[Task brief] Copy out, from the entries below, each line holding the string "index".
-- begin The data --
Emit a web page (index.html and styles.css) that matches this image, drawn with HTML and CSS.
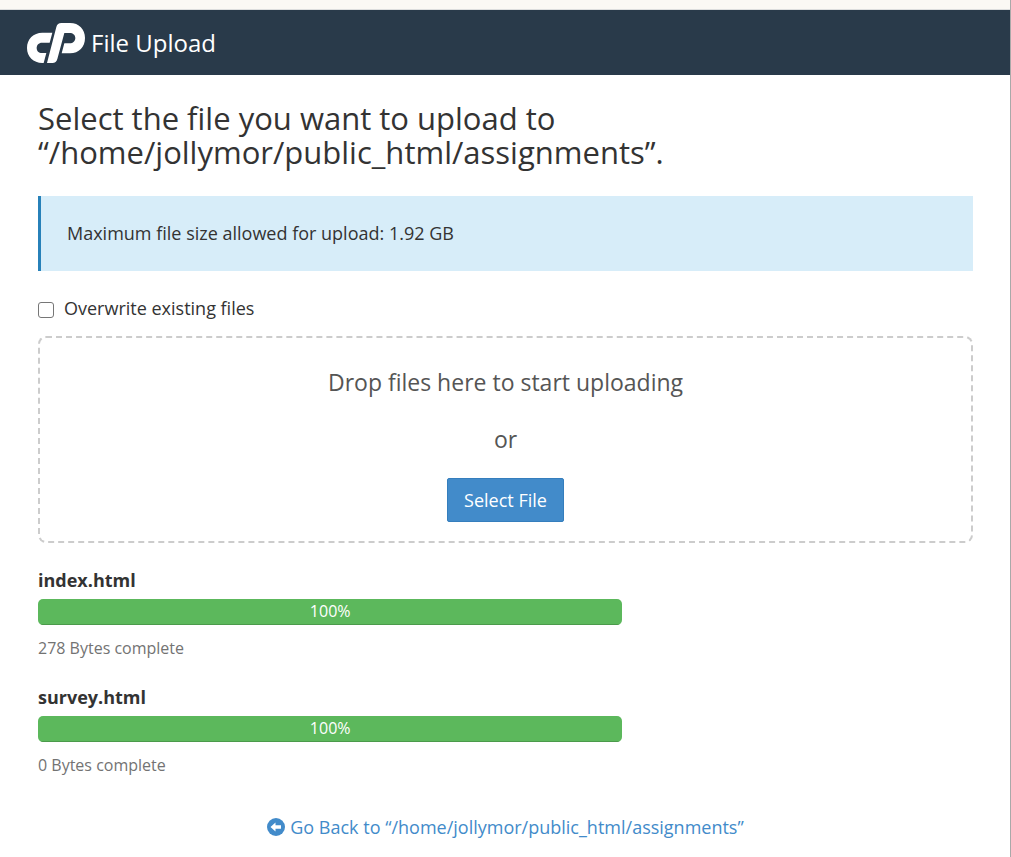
FILE: index.html
```html
<!DOCTYPE html>
<html lang="en">
<head>
    <meta charset="UTF-8">
    <meta name="viewport" content="width=device-width, initial-scale=1.0">
    <title>File Upload</title>
    <link rel="stylesheet" href="styles.css">
</head>
<body>
    <header class="navbar">
        <svg class="logo" viewBox="0 0 174 120" fill="#ffffff" aria-hidden="true">
            <path d="M76 29 L68 59 H45 C35 59 29 66 29 75 C29 84 35 90 45 90 H58 L50 120 H46 C19 120 0 101 0 75 C0 48 19 29 46 29 Z"/>
            <path d="M60 120 L88 12 C90 4 95 0 103 0 H129 C156 0 174 19 174 45 C174 72 156 91 129 91 H104 L112 61 H128 C138 61 145 54 145 45 C145 36 138 30 128 30 H112 L91 108 C89 116 84 120 76 120 Z"/>
        </svg>
        <span class="page-title">File Upload</span>
    </header>
    <main class="content">
        <h1>Select the file you want to upload to “/home/jollymor/public_html/assignments”.</h1>
        <div class="callout">Maximum file size allowed for upload: 1.92 GB</div>
        <div class="overwrite">
            <input type="checkbox" id="overwrite">
            <label for="overwrite">Overwrite existing files</label>
        </div>
        <div class="drop-area">
            <p>Drop files here to start uploading</p>
            <p>or</p>
            <button type="button" class="btn">Select File</button>
        </div>
        <div class="upload">
            <div class="file-name">index.html</div>
            <div class="progress"><div class="progress-bar" style="width: 100%;">100%</div></div>
            <div class="file-status">278 Bytes complete</div>
        </div>
        <div class="upload">
            <div class="file-name">survey.html</div>
            <div class="progress"><div class="progress-bar" style="width: 100%;">100%</div></div>
            <div class="file-status">0 Bytes complete</div>
        </div>
        <div class="go-back">
            <a href="#">
                <svg class="icon" viewBox="0 0 18 18" aria-hidden="true">
                    <circle cx="9" cy="9" r="9" fill="currentColor"/>
                    <path d="M3.5 9 L8.5 4.5 V7.3 H14 V10.7 H8.5 V13.5 Z" fill="#ffffff"/>
                </svg>
                Go Back to “/home/jollymor/public_html/assignments”
            </a>
        </div>
    </main>
</body>
</html>
```

FILE: styles.css
```css
* {
    box-sizing: border-box;
}
body {
    margin: 0;
    min-height: 100vh;
    border-right: 1px solid #a9a9a9;
    background-color: #ffffff;
    color: #333333;
    font-family: "Open Sans", sans-serif;
    font-size: 18px;
    line-height: 26px;
}
.navbar {
    display: flex;
    align-items: center;
    gap: 6px;
    padding: 14px 27px 12px;
    border-top: 9px solid #fbf8f4;
    background-color: #293a4a;
    box-shadow: inset 0 1px 0 #dddddd;
    color: #ffffff;
}
.logo {
    width: 58px;
    height: 40px;
}
.page-title {
    font-size: 24px;
    line-height: 34px;
}
.content {
    padding: 26px 37px 0 38px;
}
h1 {
    margin: 0 0 27px;
    font-size: 31px;
    font-weight: 400;
    line-height: 34px;
}
.callout {
    padding: 24px 26px 25px;
    border-left: 3px solid #2781b9;
    background-color: #d7edf9;
}
.overwrite {
    display: flex;
    align-items: center;
    gap: 10px;
    margin: 24px 0 15px;
}
.overwrite input {
    appearance: none;
    width: 16px;
    height: 16px;
    margin: 3px 0 0;
    border: 1px solid #767676;
    border-radius: 3px;
    background-color: #ffffff;
}
.overwrite input:checked {
    background-color: #428bca;
}
.drop-area {
    margin-bottom: 24px;
    padding: 27px 20px 19px;
    border: 2px dashed #cccccc;
    border-radius: 8px;
    color: #555555;
    font-size: 23px;
    line-height: 34px;
    text-align: center;
}
.drop-area p {
    margin: 0 0 23px;
}
.drop-area p + p {
    margin-bottom: 22px;
}
.btn {
    display: block;
    margin: 0 auto;
    padding: 8px 16px;
    border: 1px solid #357ebd;
    border-radius: 2px;
    background-color: #428bca;
    color: #ffffff;
    font-family: inherit;
    font-size: 18px;
    line-height: 26px;
    cursor: pointer;
}
.upload {
    width: 62.5%;
    margin-top: 23px;
}
.file-name {
    font-weight: 700;
}
.progress {
    margin: 6px 0 10px;
    border-radius: 5px;
    background-color: #f5f5f5;
    overflow: hidden;
}
.progress-bar {
    height: 26px;
    background-color: #5cb85c;
    box-shadow: inset 0 -1px 0 #4b9a4b;
    color: #ffffff;
    font-size: 16px;
    line-height: 25px;
    text-align: center;
}
.file-status {
    color: #737373;
    font-size: 16px;
}
.go-back {
    margin-top: 36px;
    text-align: center;
}
.go-back a {
    display: inline-flex;
    align-items: center;
    gap: 5px;
    color: #428bca;
    text-decoration: none;
}
.icon {
    width: 18px;
    height: 18px;
}
```
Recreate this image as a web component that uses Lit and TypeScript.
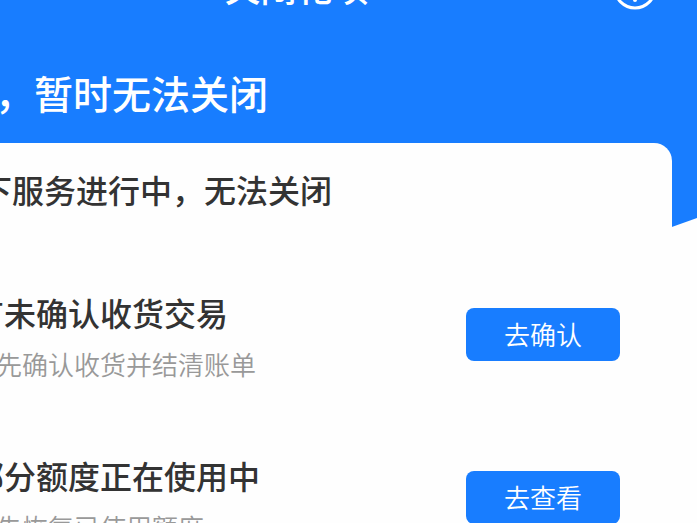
import { LitElement, html, css } from "lit";
import { customElement, property } from "lit/decorators.js";

@customElement("service-row")
class ServiceRow extends LitElement {
  @property() heading = "";
  @property() hint = "";
  @property() action = "";

  static styles = css`
    :host {
      display: flex;
      align-items: center;
      justify-content: space-between;
      gap: 24px;
    }
    .text {
      display: grid;
      gap: 12px;
      white-space: nowrap;
    }
    .heading {
      margin: 0;
      font-size: 32px;
      line-height: 48px;
      font-weight: 500;
      color: #333;
    }
    .hint {
      margin: 0 0 0 -2px;
      font-size: 26px;
      line-height: 32px;
      font-weight: 350;
      color: #999;
    }
    .action {
      flex: none;
      box-sizing: border-box;
      padding: 7px 38px 9px;
      border: 0;
      border-radius: 8px;
      background: #187dff;
      color: #fff;
      font-family: inherit;
      font-size: 26px;
      line-height: 37px;
      font-weight: 350;
      cursor: pointer;
    }
  `;

  render() {
    return html`
      <div class="text">
        <h3 class="heading">${this.heading}</h3>
        <p class="hint">${this.hint}</p>
      </div>
      <button class="action" type="button">${this.action}</button>
    `;
  }
}

@customElement("app-root")
class AppRoot extends LitElement {
  static styles = css`
    :host {
      display: block;
      height: 100vh;
      overflow: hidden;
      background: #fefefe;
      font-family: "Noto Sans CJK SC", "Noto Sans", sans-serif;
    }
    .page {
      margin: -40px 0 0 -104px;
    }
    .hero {
      box-sizing: border-box;
      height: 268px;
      background: #187dff;
      color: #fff;
      clip-path: polygon(0 0, 100% 0, 100% 258px, calc(100% - 28px) 268px, 0 268px);
    }
    .nav {
      display: grid;
      grid-template-columns: 1fr auto 1fr;
      align-items: center;
      height: 56px;
      padding: 0 40px;
    }
    .title {
      grid-column: 2;
      margin: 0;
      padding-bottom: 4px;
      font-size: 36px;
      line-height: 52px;
      font-weight: 500;
    }
    .help {
      justify-self: end;
      display: flex;
      padding: 0;
      border: 0;
      background: none;
      color: inherit;
      cursor: pointer;
    }
    .notice {
      margin: 48px 0 0;
      padding-left: 99px;
      font-size: 39px;
      line-height: 56px;
      font-weight: 500;
      white-space: nowrap;
    }
    .card {
      position: relative;
      margin: -85px 25px 0 26px;
      padding: 22px 52px 64px 50px;
      border-radius: 18px;
      background: #fefefe;
    }
    .card-title {
      margin: 0 0 75px -24px;
      font-size: 32px;
      line-height: 48px;
      font-weight: 500;
      color: #333;
      white-space: nowrap;
    }
    .rows {
      display: grid;
      gap: 71px;
    }
  `;

  render() {
    return html`
      <main class="page">
        <header class="hero">
          <div class="nav">
            <h1 class="title">关闭花呗</h1>
            <button class="help" type="button" aria-label="帮助">
              <svg width="44" height="44" viewBox="0 0 44 44" fill="none" stroke="currentColor" stroke-width="3">
                <circle cx="22" cy="22" r="20" />
                <path d="M16 17a6 6 0 1 1 9 5c-2 1-3 2-3 5" stroke-linecap="round" />
                <circle cx="22" cy="34" r="2" fill="currentColor" stroke="none" />
              </svg>
            </button>
          </div>
          <p class="notice">，暂时无法关闭</p>
        </header>
        <section class="card">
          <h2 class="card-title">以下服务进行中，无法关闭</h2>
          <div class="rows">
            <service-row heading="有未确认收货交易" hint="请先确认收货并结清账单" action="去确认"></service-row>
            <service-row heading="部分额度正在使用中" hint="请先恢复已使用额度" action="去查看"></service-row>
          </div>
        </section>
      </main>
    `;
  }
}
-- end The data --
[Final answer]
Emit a web page (index.html and styles.css) that matches this image, drawn with HTML and CSS.
FILE: index.html
            <div class="file-name">index.html</div>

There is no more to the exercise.